Но охранница ничего объяснить не сумела, а экскурсоводша отошла куда-то за булочками Пян Се. Изучив по просьбе охранницы аппарат, в котором черви ели банановые шкурки и в результате их жизнедеятельности снизу аппарата капала черная жижа, мы двинулись к выходу.
– А фильм! Фильм хотите посмотреть? – закричала она.
Почему не посмотреть фильм в Павильоне Сорняков в этот пустой, будний осенний день? Мы сели на неудобную, как это всегда бывает в таких местах, скамью без спинки. Тут веяло авангардом, тут о наших позвоночниках и попах никто не хотел заботиться. Проектор застрекотал.

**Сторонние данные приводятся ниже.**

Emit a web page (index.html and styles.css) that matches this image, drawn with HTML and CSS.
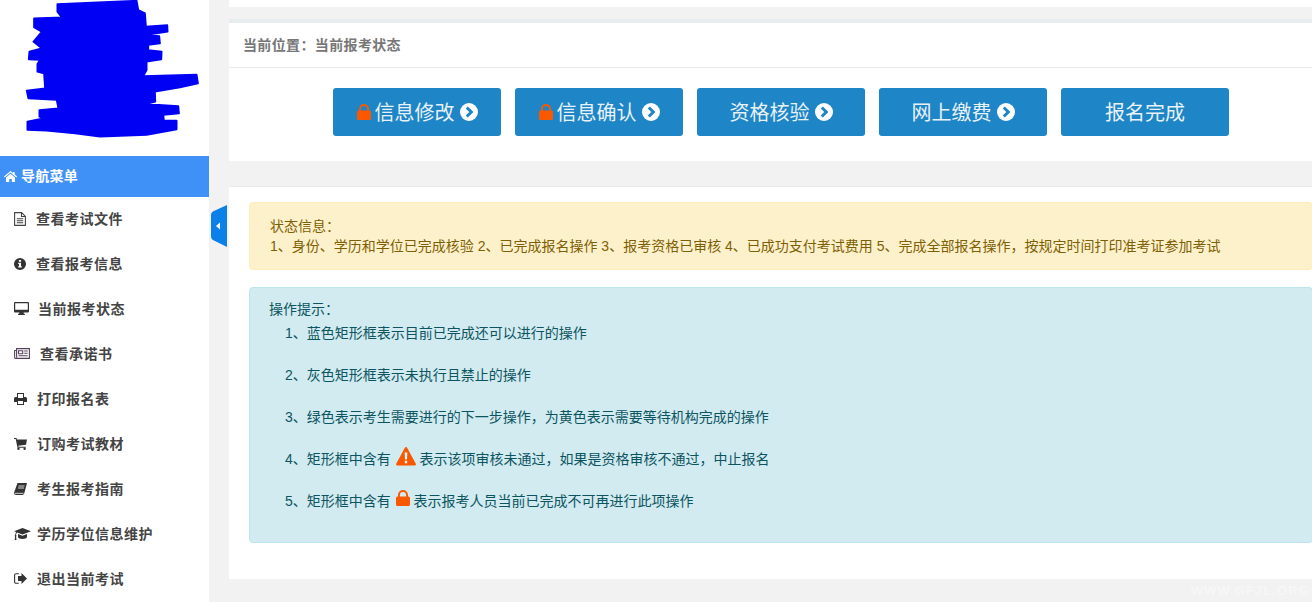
FILE: index.html
```html
<!DOCTYPE html>
<html lang="zh-CN">
<head>
<meta charset="utf-8">
<title>当前报考状态</title>
<link rel="stylesheet" href="styles.css">
</head>
<body>
<div class="page">
  <aside class="sidebar">
    <div class="logo">
      <svg class="scribble" viewBox="0 0 627 468" width="209" height="156"><path fill="#0000f5" stroke="#0000f5" stroke-width="5" stroke-linejoin="round" d="M172 12L410 2L415 30L435 40L438 80L502 75L503 95L440 105L478 108L480 130L445 135L445 150L485 155L484 178L440 185L440 210L430 228L590 224L594 250L540 262L465 275L466 305L440 312L535 318L537 340L490 345L492 362L530 362L530 388L440 405L300 410L225 400L140 392L82 390L82 365L130 355L118 350L118 330L175 325L170 300L85 295L80 272L135 265L132 220L112 215L112 192L120 180L86 178L88 155L125 145L100 125L125 95L102 82L102 55L185 52L172 35Z"/></svg>
    </div>
    <div class="nav-title">
      <svg width="13" height="11" viewBox="0 0 13 11"><path fill="#fff" d="M6.500 0L9 2.100V1h1.700v2.600L13 5.600l-.7.800-5.800-4.900L.7 6.400 0 5.600zM2 6.600l4.500-3.800L11 6.600V11H7.800V8H5.200v3H2z"/></svg>
      <span>导航菜单</span>
    </div>
    <ul class="menu">
      <li class="menu-item"><svg width="12" height="14" viewBox="0 0 12 14"><path fill="none" stroke="#444" stroke-width="1.100" d="M.6.6h7l3.800 3.800v9H.6zM7.500.6v3.900h3.900M2.800 6.700h6.400M2.800 8.700h6.400M2.800 10.700h6.400"/></svg><span>查看考试文件</span></li>
      <li class="menu-item"><svg width="12" height="12" viewBox="0 0 12 12"><path fill="#333" fill-rule="evenodd" d="M6 0a6 6 0 1 1 0 12A6 6 0 0 1 6 0zM4.900 1.900v1.800h2.200V1.900zM4.200 4.800v1.100h.8v2.400h-.8v1.200h3.600V8.300H7V4.800z"/></svg><span>查看报考信息</span></li>
      <li class="menu-item tight"><svg width="15" height="13" viewBox="0 0 15 13"><path fill="#333" fill-rule="evenodd" d="M1 0h13a1 1 0 0 1 1 1v8.500a1 1 0 0 1-1 1H9.500l.4 1.300h1V13H4.100v-1.200h1l.4-1.300H1a1 1 0 0 1-1-1V1a1 1 0 0 1 1-1zM1.200 1.200v6.600h12.600V1.200z"/></svg><span>当前报考状态</span></li>
      <li class="menu-item"><svg width="16" height="11" viewBox="0 0 16 11"><path fill="none" stroke="#54405e" stroke-width="1.100" d="M2.600.6h12.800v9.800H1.500a1 1 0 0 1-.9-1V2.500h2zM2.600 2.500v7M4.500 2.700h4.200v3H4.500zM10.200 3h3.500M10.200 5.300h3.500M4.500 7.800h9.200"/></svg><span>查看承诺书</span></li>
      <li class="menu-item"><svg width="13" height="12" viewBox="0 0 13 12"><path fill="#333" fill-rule="evenodd" d="M3 0h7v4h1.500A1.500 1.500 0 0 1 13 5.500V9h-3v3H3V9H0V5.500A1.500 1.500 0 0 1 1.500 4H3zM4 1v4h5V1zM4 8v3h5V8z"/></svg><span>打印报名表</span></li>
      <li class="menu-item"><svg width="13" height="12" viewBox="0 0 13 12"><path fill="#333" d="M0 0h2.500l.4 1.500H13l-1 5.300-7.700.9.200 1h7.200v1.100H3.500L1.700 1.100H0z"/><circle fill="#333" cx="4.500" cy="10.800" r="1.200"/><circle fill="#333" cx="10.600" cy="10.800" r="1.200"/></svg><span>订购考试教材</span></li>
      <li class="menu-item"><svg width="13" height="12" viewBox="0 0 13 12"><path fill="#333" d="M3.500 0H13l-.3 1.200-2.500 9.300A2 2 0 0 1 8.300 12H2.200A2.200 2.200 0 0 1 0 9.800z"/><path fill="none" stroke="#fff" stroke-width=".8" d="M4.500 3h6M4 5h6M1 10.300h8.500"/></svg><span>考生报考指南</span></li>
      <li class="menu-item wide"><svg width="17" height="12" viewBox="0 0 17 12"><path fill="#333" d="M8.500 0L17 3.200 8.500 6.600 3 4.400c-.7.700-.9 1.500-1 2.500.3.200.5.500.5.800 0 .3-.2.600-.4.700L2.500 12H.7l.4-3.500c-.3-.2-.4-.5-.4-.8 0-.4.200-.7.500-.8.100-1 .4-2 1-2.900L0 3.200z"/><path fill="#333" d="M4 6l4.500 1.800L13 6v3c0 1-2 2-4.500 2S4 10 4 9z"/></svg><span>学历学位信息维护</span></li>
      <li class="menu-item"><svg width="13" height="11" viewBox="0 0 13 11"><path fill="#333" d="M7.500 0L13 5.500 7.500 11V8H4V3h3.500z"/><path fill="none" stroke="#333" stroke-width="1.100" d="M4.800.7H2a1.400 1.400 0 0 0-1.400 1.400v6.800A1.400 1.400 0 0 0 2 10.300h2.800"/></svg><span>退出当前考试</span></li>
    </ul>
  </aside>

  <main class="content">
    <div class="topbar"></div>
    <section class="status-panel">
      <h2 class="crumb">当前位置：当前报考状态</h2>
      <div class="steps">
        <a class="step"><svg class="lock" viewBox="0 0 14 16"><use href="#lock"/></svg><span>信息修改</span><svg class="go" viewBox="0 0 18 18"><use href="#go"/></svg></a>
        <a class="step"><svg class="lock" viewBox="0 0 14 16"><use href="#lock"/></svg><span>信息确认</span><svg class="go" viewBox="0 0 18 18"><use href="#go"/></svg></a>
        <a class="step"><span>资格核验</span><svg class="go" viewBox="0 0 18 18"><use href="#go"/></svg></a>
        <a class="step"><span>网上缴费</span><svg class="go" viewBox="0 0 18 18"><use href="#go"/></svg></a>
        <a class="step"><span>报名完成</span></a>
      </div>
    </section>

    <section class="notes">
      <div class="alert alert-warn">
        <div>状态信息：</div>
        <div>1、身份、学历和学位已完成核验 2、已完成报名操作 3、报考资格已审核 4、已成功支付考试费用 5、完成全部报名操作，按规定时间打印准考证参加考试</div>
      </div>
      <div class="alert alert-info">
        <div>操作提示：</div>
        <ol class="tips">
          <li>1、蓝色矩形框表示目前已完成还可以进行的操作</li>
          <li>2、灰色矩形框表示未执行且禁止的操作</li>
          <li>3、绿色表示考生需要进行的下一步操作，为黄色表示需要等待机构完成的操作</li>
          <li>4、矩形框中含有 <svg class="tip-warn" width="20" height="19" viewBox="0 0 20 19"><path fill="#f95700" d="M10 0c.5 0 .9.300 1.100.7l8.700 16c.4.800-.1 1.800-1 1.800H1.200c-.9 0-1.400-1-1-1.800L8.900.7C9.100.3 9.500 0 10 0z"/><path fill="#fff" d="M8.700 5.500h2.600l-.3 7H9zM8.800 13.800h2.400v2.400H8.800z"/></svg> 表示该项审核未通过，如果是资格审核不通过，中止报名</li>
          <li>5、矩形框中含有 <svg class="tip-lock" width="14" height="16" viewBox="0 0 14 16"><use href="#lock"/></svg> 表示报考人员当前已完成不可再进行此项操作</li>
        </ol>
      </div>
    </section>
  </main>

  <button class="collapse" aria-label="收起菜单"><svg width="16" height="42" viewBox="0 0 16 42"><path fill="#0a80e8" d="M16 0v42L4 36c-2.500-1-4-2-4-4.500V10c0-2.500 1.500-3.500 4-4.500z"/><path fill="#fff" d="M9 17.500v7L5 21z"/></svg></button>
  <div class="watermark">WWW.GFJL.ORG</div>
</div>

<svg class="defs" width="0" height="0">
  <symbol id="lock" viewBox="0 0 14 16"><path fill="#f95700" fill-rule="evenodd" d="M2 6.500V5a5 5 0 0 1 10 0v1.500h.5A1.500 1.500 0 0 1 14 8v6.500a1.500 1.500 0 0 1-1.500 1.500h-11A1.500 1.500 0 0 1 0 14.500V8a1.500 1.500 0 0 1 1.500-1.500zM3.900 6.500h6.200V5a3.100 3.100 0 0 0-6.200 0z"/></symbol>
  <symbol id="go" viewBox="0 0 18 18"><circle cx="9" cy="9" r="9" fill="#fff"/><path fill="none" stroke="#1e85c6" stroke-width="3" d="M6.800 4.500L11.300 9l-4.500 4.500"/></symbol>
</svg>
</body>
</html>
```

FILE: styles.css
```css
* { box-sizing: border-box; }
html, body { margin: 0; height: 100%; overflow: hidden; }
body {
  font-family: "Liberation Sans", "Noto Sans CJK SC", sans-serif;
  font-size: 14px;
  line-height: 20px;
  background: #f2f2f2;
}
.page { position: relative; display: flex; width: 1312px; height: 602px; overflow: hidden; }
.defs { position: absolute; }

.sidebar { flex: 0 0 209px; background: #fff; }
.logo { height: 156px; }
.scribble { display: block; }
.nav-title {
  display: flex; align-items: center; gap: 4px;
  height: 41px; padding: 0 0 1px 4px;
  background: #4091f7; color: #fff; font-weight: 700; letter-spacing: .25px;
}
.menu { list-style: none; margin: 0; padding: 0; }
.menu-item {
  display: flex; align-items: center; gap: 10px;
  height: 45px; padding: 0 0 2px 14px;
  color: #444; font-weight: 700; letter-spacing: .5px;
}
.menu-item svg { flex: none; }
.menu-item.tight { gap: 9px; }
.menu-item.wide { gap: 6px; }

.content { flex: 1; min-width: 0; padding-left: 20px; }
.topbar { height: 7px; background: #fff; margin-bottom: 12px; }
.status-panel { height: 142px; background: #fff; border-top: 4px solid #e7ecee; margin-bottom: 25px; }
.crumb {
  margin: 0; height: 45px; padding-left: 14px;
  font-size: 14px; line-height: 44px; font-weight: 700; color: #777; letter-spacing: .36px;
  border-bottom: 1px solid #e7eaec;
}
.steps { display: flex; gap: 14px; padding: 20px 0 0 104px; }
.step {
  display: flex; align-items: center; justify-content: center;
  flex: 0 0 168px; height: 48px;
  background: #1e85c6; border-radius: 3px;
  color: #e8f2f8; font-size: 20px;
}
.step span { padding-top: 2px; }
.lock { width: 14px; height: 16px; margin-right: 4px; }
.go { width: 18px; height: 18px; margin-left: 5px; }

.notes { height: 393px; background: #fff; border-top: 1px solid #e7eaec; padding: 15px 0 0 20px; }
.alert { margin-right: -1px; border: 1px solid; border-radius: 4px; padding: 13px 20px; }
.alert-warn { background: #fdf1cb; border-color: #fbeebb; color: #7f5f04; margin-bottom: 17px; }
.alert-info { background: #d1ebf0; border-color: #bee5eb; color: #0c5460; padding: 11px 19px 31px; }
.tips { list-style: none; margin: 4px 0 0; padding: 0 0 0 16px; }
.tips li { height: 20px; margin-bottom: 22px; white-space: nowrap; }
.tips li:last-child { margin-bottom: 0; }
.tip-warn { vertical-align: -2px; margin: -4px 0 0 1px; }
.tip-lock { vertical-align: 0; margin: -4px 0 0 1px; }

.collapse {
  position: absolute; left: 211px; top: 205px;
  width: 16px; height: 42px; padding: 0; border: 0; background: none;
}
.collapse svg { display: block; }
.watermark {
  position: absolute; right: 2px; bottom: 3px;
  color: rgba(255, 255, 255, .4); font-size: 13px; line-height: 16px; font-weight: 700; letter-spacing: 1.100px;
}
```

Рассказываю. На экране неприятная молодая девушка долго, в режиме реального времени выбирает в магазине дорогую еду. Дыня, хамон, лосось, сыр рокфор. Потом она в режиме реального времени входит в свою квартиру, переодевается, закалывает волосы, раскладывает продукты. Ее уже хочется убить – не знаю, задумано ли это создателями фильма. Потом она, в режиме реального времени, моет то, что надо вымыть, режет то, что надо нарезать, раскладывает на блюде красивые закуски: заворачивает дыню в хамон и все такое. Варит креветки. Раскладывает их на другом блюде, креветки в середину, рукколу – венком вокруг. Потом – на третьем блюде – располагает мороженое эдакими наскребанными полосами, делает из него сугроб и присыпает его сверху вишней, что ли. А сама все это время лакает красное вино. Потом – всё в режиме реального времени – распускает волосы, красит глаза и рот, ну вот это всё; мы должны понимать, что сейчас придет на любовное свиданье мужик, и она будет его кормить.